[Interface markup and scripts]
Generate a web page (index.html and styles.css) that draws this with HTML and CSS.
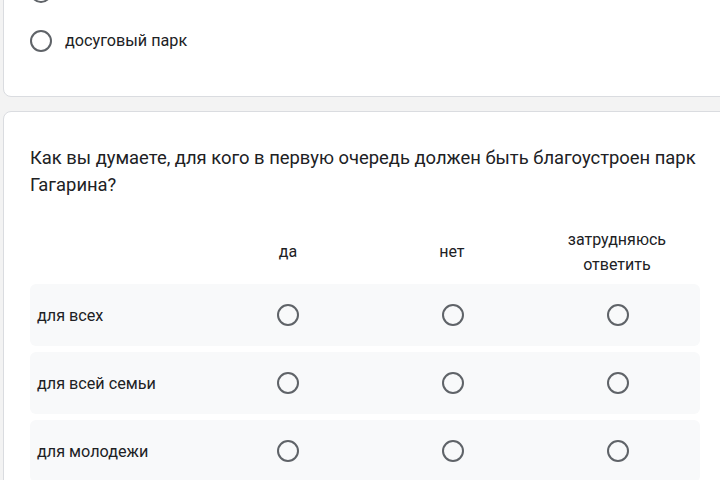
FILE: index.html
```html
<!DOCTYPE html>
<html lang="ru">
<head>
<meta charset="utf-8">
<link rel="stylesheet" href="styles.css">
</head>
<body>
<div class="page">
  <div class="card card-top">
    <div class="option"><span class="radio"></span><span class="opt-label">другое назначение</span></div>
    <div class="option"><span class="radio"></span><span class="opt-label">досуговый парк</span></div>
  </div>
  <div class="card card-grid">
    <div class="question">Как вы думаете, для кого в первую очередь должен быть благоустроен парк Гагарина?</div>
    <div class="grid">
      <div class="head">
        <div></div>
        <div class="col-title">да</div>
        <div class="col-title">нет</div>
        <div class="col-title">затрудняюсь ответить</div>
      </div>
      <div class="row">
        <div class="row-label">для всех</div>
        <div class="cell"><span class="radio"></span></div>
        <div class="cell"><span class="radio"></span></div>
        <div class="cell"><span class="radio"></span></div>
      </div>
      <div class="row">
        <div class="row-label">для всей семьи</div>
        <div class="cell"><span class="radio"></span></div>
        <div class="cell"><span class="radio"></span></div>
        <div class="cell"><span class="radio"></span></div>
      </div>
      <div class="row">
        <div class="row-label">для молодежи</div>
        <div class="cell"><span class="radio"></span></div>
        <div class="cell"><span class="radio"></span></div>
        <div class="cell"><span class="radio"></span></div>
      </div>
    </div>
  </div>
</div>
</body>
</html>
```

FILE: styles.css
```css
html, body {
  margin: 0;
  padding: 0;
  background: #f3f3f3;
  overflow: hidden;
  width: 720px;
  height: 480px;
}
body {
  font-family: Roboto, "Noto Sans", Arial, sans-serif;
  color: #202124;
}
.page {
  margin-left: 3px;
  width: 740px;
  display: flex;
  flex-direction: column;
  gap: 14px;
  margin-top: -34px;
}
.card {
  background: #fff;
  border: 1px solid #dadce0;
  border-radius: 8px;
}
.card-top {
  padding: 0 0 31px 26px;
}
.option {
  display: flex;
  align-items: center;
  height: 49px;
}
.opt-label {
  font-size: 16.2px;
  margin-left: 13px;
}
.radio {
  display: inline-block;
  box-sizing: border-box;
  width: 22px;
  height: 22px;
  border: 2px solid #5f6368;
  border-radius: 50%;
  flex: none;
}
.card-grid {
  padding: 32px 0 40px 26px;
}
.question {
  font-size: 18.4px;
  line-height: 27px;
  width: 690px;
}
.grid {
  margin-top: 25px;
  width: 670px;
  display: flex;
  flex-direction: column;
  gap: 6px;
}
.head, .row {
  display: grid;
  grid-template-columns: 176px repeat(3, 1fr);
  align-items: center;
}
.head {
  height: 57px;
  margin-bottom: -2px;
}
.col-title {
  text-align: center;
  font-size: 16px;
  line-height: 25px;
  padding: 0 34px;
}
.row {
  height: 62px;
  background: #f8f9fa;
  border-radius: 6px;
}
.row-label {
  font-size: 16.2px;
  padding-left: 7px;
}
.cell {
  display: flex;
  justify-content: center;
}
```
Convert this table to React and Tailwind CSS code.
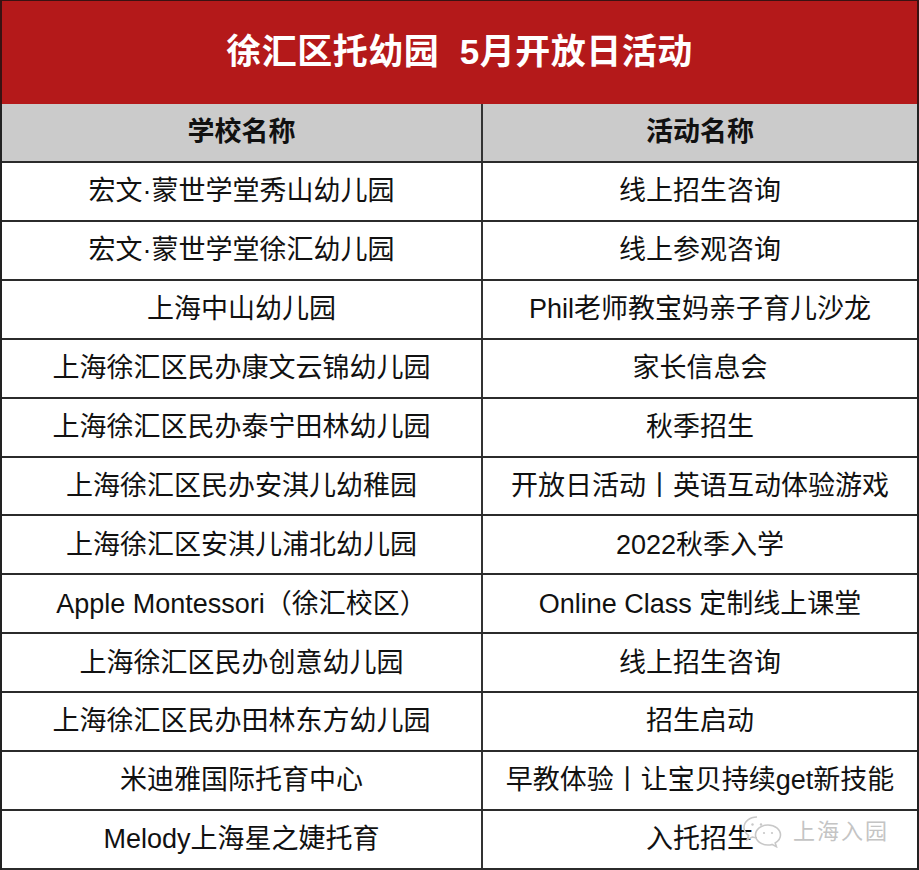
const rows = [
  ["宏文·蒙世学堂秀山幼儿园", "线上招生咨询"],
  ["宏文·蒙世学堂徐汇幼儿园", "线上参观咨询"],
  ["上海中山幼儿园", "Phil老师教宝妈亲子育儿沙龙"],
  ["上海徐汇区民办康文云锦幼儿园", "家长信息会"],
  ["上海徐汇区民办泰宁田林幼儿园", "秋季招生"],
  ["上海徐汇区民办安淇儿幼稚园", "开放日活动丨英语互动体验游戏"],
  ["上海徐汇区安淇儿浦北幼儿园", "2022秋季入学"],
  ["Apple Montessori（徐汇校区）", "Online Class 定制线上课堂"],
  ["上海徐汇区民办创意幼儿园", "线上招生咨询"],
  ["上海徐汇区民办田林东方幼儿园", "招生启动"],
  ["米迪雅国际托育中心", "早教体验丨让宝贝持续get新技能"],
  ["Melody上海星之婕托育", "入托招生"],
];

const font = { fontFamily: '"Liberation Sans", "Noto Sans CJK SC", sans-serif' };

const WeChatMark = () => (
  <div className="absolute right-[28px] bottom-[22px] flex items-center gap-[8px] text-[#c4c4c4]">
    <svg width="44" height="34" viewBox="0 0 44 34" fill="none" stroke="#c8c8c8" strokeWidth="1.6">
      <path d="M16 3C8.5 3 3 7.8 3 13.5c0 3.3 1.8 6.1 4.6 8l-1.4 4.2 5-2.6c1.5.4 3 .6 4.8.6" />
      <path d="M27 11c-7 0-12.5 4.5-12.5 10s5.5 10 12.5 10c1.4 0 2.8-.2 4-.6l4.4 2.3-1.2-3.8c3-1.8 5.3-4.7 5.3-7.9C39.5 15.5 34 11 27 11z" />
      <circle cx="11.5" cy="10.5" r="1.2" fill="#c8c8c8" stroke="none" />
      <circle cx="20" cy="10.5" r="1.2" fill="#c8c8c8" stroke="none" />
      <circle cx="23" cy="19" r="1.1" fill="#c8c8c8" stroke="none" />
      <circle cx="31" cy="19" r="1.1" fill="#c8c8c8" stroke="none" />
    </svg>
    <span className="text-[22px] tracking-[2px]" style={font}>上海入园</span>
  </div>
);

export default function App() {
  return (
    <div className="w-[919px] h-[870px] bg-white flex flex-col text-[#111]" style={font}>
      <div className="h-[104px] shrink-0 bg-[#b4191a] border-t border-l-2 border-r-2 border-[#3a1212] flex items-center justify-center">
        <h1 className="text-white font-bold text-[35px] whitespace-pre tracking-[0.5px]">
          徐汇区托幼园  5月开放日活动
        </h1>
      </div>
      <div className="flex-1 flex flex-col border-l-2 border-r-2 border-[#222] relative">
        <div className="flex-1 flex bg-[#cbcbcb] border-b-2 border-[#2b2b2b] font-bold text-[27px]">
          <div className="w-[481px] shrink-0 border-r-2 border-[#333] flex items-center justify-center">学校名称</div>
          <div className="flex-1 flex items-center justify-center">活动名称</div>
        </div>
        {rows.map(([school, event], i) => (
          <div key={i} className="flex-1 flex border-b-2 border-[#2b2b2b] text-[27px]">
            <div className="w-[481px] shrink-0 border-r-2 border-[#333] flex items-center justify-center whitespace-nowrap">
              {school}
            </div>
            <div className="flex-1 flex items-center justify-center whitespace-nowrap">{event}</div>
          </div>
        ))}
        <WeChatMark />
      </div>
    </div>
  );
}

* What is being asked:
Leave out the pictures and give the rest of the records again exactly.

* Problem solution:
Generate a web page (index.html and styles.css) that draws this with HTML and CSS.
FILE: index.html
```html
<!DOCTYPE html>
<html lang="ru">
<head>
<meta charset="utf-8">
<link rel="stylesheet" href="styles.css">
</head>
<body>
<div class="page">
  <div class="card card-top">
    <div class="option"><span class="radio"></span><span class="opt-label">другое назначение</span></div>
    <div class="option"><span class="radio"></span><span class="opt-label">досуговый парк</span></div>
  </div>
  <div class="card card-grid">
    <div class="question">Как вы думаете, для кого в первую очередь должен быть благоустроен парк Гагарина?</div>
    <div class="grid">
      <div class="head">
        <div></div>
        <div class="col-title">да</div>
        <div class="col-title">нет</div>
        <div class="col-title">затрудняюсь ответить</div>
      </div>
      <div class="row">
        <div class="row-label">для всех</div>
        <div class="cell"><span class="radio"></span></div>
        <div class="cell"><span class="radio"></span></div>
        <div class="cell"><span class="radio"></span></div>
      </div>
      <div class="row">
        <div class="row-label">для всей семьи</div>
        <div class="cell"><span class="radio"></span></div>
        <div class="cell"><span class="radio"></span></div>
        <div class="cell"><span class="radio"></span></div>
      </div>
      <div class="row">
        <div class="row-label">для молодежи</div>
        <div class="cell"><span class="radio"></span></div>
        <div class="cell"><span class="radio"></span></div>
        <div class="cell"><span class="radio"></span></div>
      </div>
    </div>
  </div>
</div>
</body>
</html>
```

FILE: styles.css
```css
html, body {
  margin: 0;
  padding: 0;
  background: #f3f3f3;
  overflow: hidden;
  width: 720px;
  height: 480px;
}
body {
  font-family: Roboto, "Noto Sans", Arial, sans-serif;
  color: #202124;
}
.page {
  margin-left: 3px;
  width: 740px;
  display: flex;
  flex-direction: column;
  gap: 14px;
  margin-top: -34px;
}
.card {
  background: #fff;
  border: 1px solid #dadce0;
  border-radius: 8px;
}
.card-top {
  padding: 0 0 31px 26px;
}
.option {
  display: flex;
  align-items: center;
  height: 49px;
}
.opt-label {
  font-size: 16.2px;
  margin-left: 13px;
}
.radio {
  display: inline-block;
  box-sizing: border-box;
  width: 22px;
  height: 22px;
  border: 2px solid #5f6368;
  border-radius: 50%;
  flex: none;
}
.card-grid {
  padding: 32px 0 40px 26px;
}
.question {
  font-size: 18.4px;
  line-height: 27px;
  width: 690px;
}
.grid {
  margin-top: 25px;
  width: 670px;
  display: flex;
  flex-direction: column;
  gap: 6px;
}
.head, .row {
  display: grid;
  grid-template-columns: 176px repeat(3, 1fr);
  align-items: center;
}
.head {
  height: 57px;
  margin-bottom: -2px;
}
.col-title {
  text-align: center;
  font-size: 16px;
  line-height: 25px;
  padding: 0 34px;
}
.row {
  height: 62px;
  background: #f8f9fa;
  border-radius: 6px;
}
.row-label {
  font-size: 16.2px;
  padding-left: 7px;
}
.cell {
  display: flex;
  justify-content: center;
}
```
Convert this table to React and Tailwind CSS code.
const rows = [
  ["宏文·蒙世学堂秀山幼儿园", "线上招生咨询"],
  ["宏文·蒙世学堂徐汇幼儿园", "线上参观咨询"],
  ["上海中山幼儿园", "Phil老师教宝妈亲子育儿沙龙"],
  ["上海徐汇区民办康文云锦幼儿园", "家长信息会"],
  ["上海徐汇区民办泰宁田林幼儿园", "秋季招生"],
  ["上海徐汇区民办安淇儿幼稚园", "开放日活动丨英语互动体验游戏"],
  ["上海徐汇区安淇儿浦北幼儿园", "2022秋季入学"],
  ["Apple Montessori（徐汇校区）", "Online Class 定制线上课堂"],
  ["上海徐汇区民办创意幼儿园", "线上招生咨询"],
  ["上海徐汇区民办田林东方幼儿园", "招生启动"],
  ["米迪雅国际托育中心", "早教体验丨让宝贝持续get新技能"],
  ["Melody上海星之婕托育", "入托招生"],
];

const font = { fontFamily: '"Liberation Sans", "Noto Sans CJK SC", sans-serif' };

const WeChatMark = () => (
  <div className="absolute right-[28px] bottom-[22px] flex items-center gap-[8px] text-[#c4c4c4]">
    <svg width="44" height="34" viewBox="0 0 44 34" fill="none" stroke="#c8c8c8" strokeWidth="1.6">
      <path d="M16 3C8.5 3 3 7.8 3 13.5c0 3.3 1.8 6.1 4.6 8l-1.4 4.2 5-2.6c1.5.4 3 .6 4.8.6" />
      <path d="M27 11c-7 0-12.5 4.5-12.5 10s5.5 10 12.5 10c1.4 0 2.8-.2 4-.6l4.4 2.3-1.2-3.8c3-1.8 5.3-4.7 5.3-7.9C39.5 15.5 34 11 27 11z" />
      <circle cx="11.5" cy="10.5" r="1.2" fill="#c8c8c8" stroke="none" />
      <circle cx="20" cy="10.5" r="1.2" fill="#c8c8c8" stroke="none" />
      <circle cx="23" cy="19" r="1.1" fill="#c8c8c8" stroke="none" />
      <circle cx="31" cy="19" r="1.1" fill="#c8c8c8" stroke="none" />
    </svg>
    <span className="text-[22px] tracking-[2px]" style={font}>上海入园</span>
  </div>
);

export default function App() {
  return (
    <div className="w-[919px] h-[870px] bg-white flex flex-col text-[#111]" style={font}>
      <div className="h-[104px] shrink-0 bg-[#b4191a] border-t border-l-2 border-r-2 border-[#3a1212] flex items-center justify-center">
        <h1 className="text-white font-bold text-[35px] whitespace-pre tracking-[0.5px]">
          徐汇区托幼园  5月开放日活动
        </h1>
      </div>
      <div className="flex-1 flex flex-col border-l-2 border-r-2 border-[#222] relative">
        <div className="flex-1 flex bg-[#cbcbcb] border-b-2 border-[#2b2b2b] font-bold text-[27px]">
          <div className="w-[481px] shrink-0 border-r-2 border-[#333] flex items-center justify-center">学校名称</div>
          <div className="flex-1 flex items-center justify-center">活动名称</div>
        </div>
        {rows.map(([school, event], i) => (
          <div key={i} className="flex-1 flex border-b-2 border-[#2b2b2b] text-[27px]">
            <div className="w-[481px] shrink-0 border-r-2 border-[#333] flex items-center justify-center whitespace-nowrap">
              {school}
            </div>
            <div className="flex-1 flex items-center justify-center whitespace-nowrap">{event}</div>
          </div>
        ))}
        <WeChatMark />
      </div>
    </div>
  );
}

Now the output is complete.